When 2001 began, Charlie and I had no idea that Berkshire would be moving into the pipeline business. But upon completion of the Kern River expansion, MEHC will transport about 8% of all gas used in the U.S.
Again missing from this benevolent discussion of MEHC's prospects is any discussion of how a company largely in the business of transporting a commodity plans to maintain the kind of profit margin that Mr. Buffet and his shareholders expects (MEHC also owns a significant residential real estate business, whose description I have not included). But there is one thing insurance and natural gas pipeline companies have in common: they are subject to many layers of regulation and service markets in which competition is low because of political considerations. And there is little dispute among economists that a major source of barriers to entry is regulation.
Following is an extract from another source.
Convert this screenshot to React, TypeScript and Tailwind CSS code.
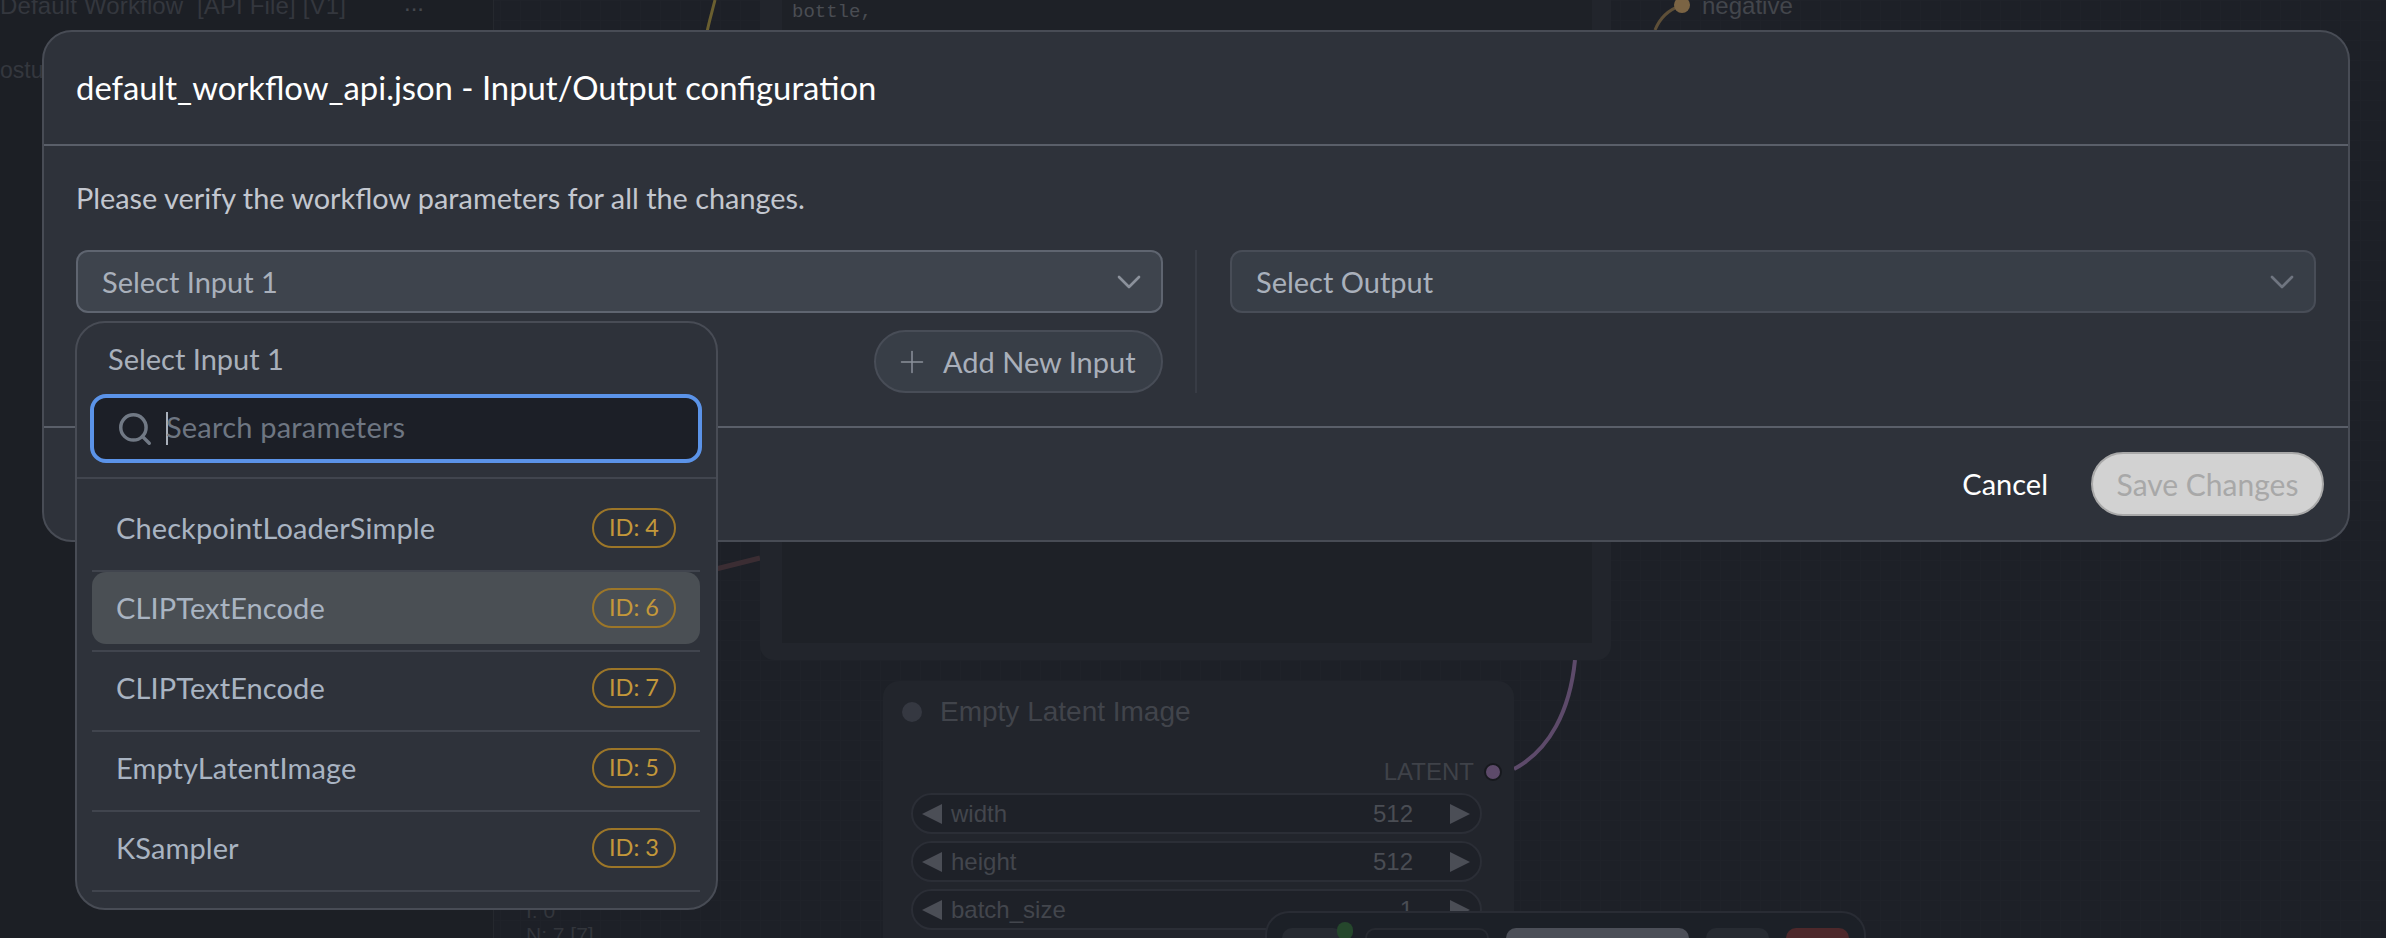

Could it be that Mr. Buffet's insurance and gas pipeline revenues depend on Berkshire Hathaway being able to continue to overcharge customers relative to an efficient, competitive market, and therefore on Mr. Buffett's and Berkshire Hathaway’s political influence? Of course, insurance and gas pipeline markets can be made efficient, or close to it. But would one expect Mr. Buffett and Berkshire-Hathaway will favor or disfavor regulatory reforms that would tend to make markets efficient? How about in California, for example, a major area served by Mr. Buffett's new pipeline?
What would a dependency on supra-competitive profits do to one's understanding of what one commentator has called "Warren Buffett's growing network, a formidable collection of corporate heads, financiers, money managers and celebrities, ... profitable connections that have been one key to Mr. Buffett's success." The comments continue:
The innermost circle ... now numbers almost 60, [and] gets together once every two years for a retreat led by Mr. Buffett. .... The conclaves ... fall somewhere between group therapy and a huge board meeting of "Buffett Inc." .... With corporate competitors and independent investors getting together, the sessions could raise antitrust or other tricky issues. But "no one wants to talk about things that could be a possible problem," says Mr. Tisch. "They won't do that. These people are too smart."
Still, Mr. [Bill] Gates, a first-time retreat guest this year, tells of a cruise around Victoria's inner harbor where he says Mr. Tisch, Mr. Buffett and Mr. Murphy talked at length about "issues of price and valuation in media." Among other things, Mr. Gates says, "they were talking about where ad rates are going, and where they should be."
Legal experts consider such conversations "a gray area of antitrust," says Garth Saloner, an antitrust specialist at Stanford University's Graduate School of Business. "To prosecute that kind of thing, you need to show they agreed, whether explicitly or implicitly, to some course of action. That's hard to prove."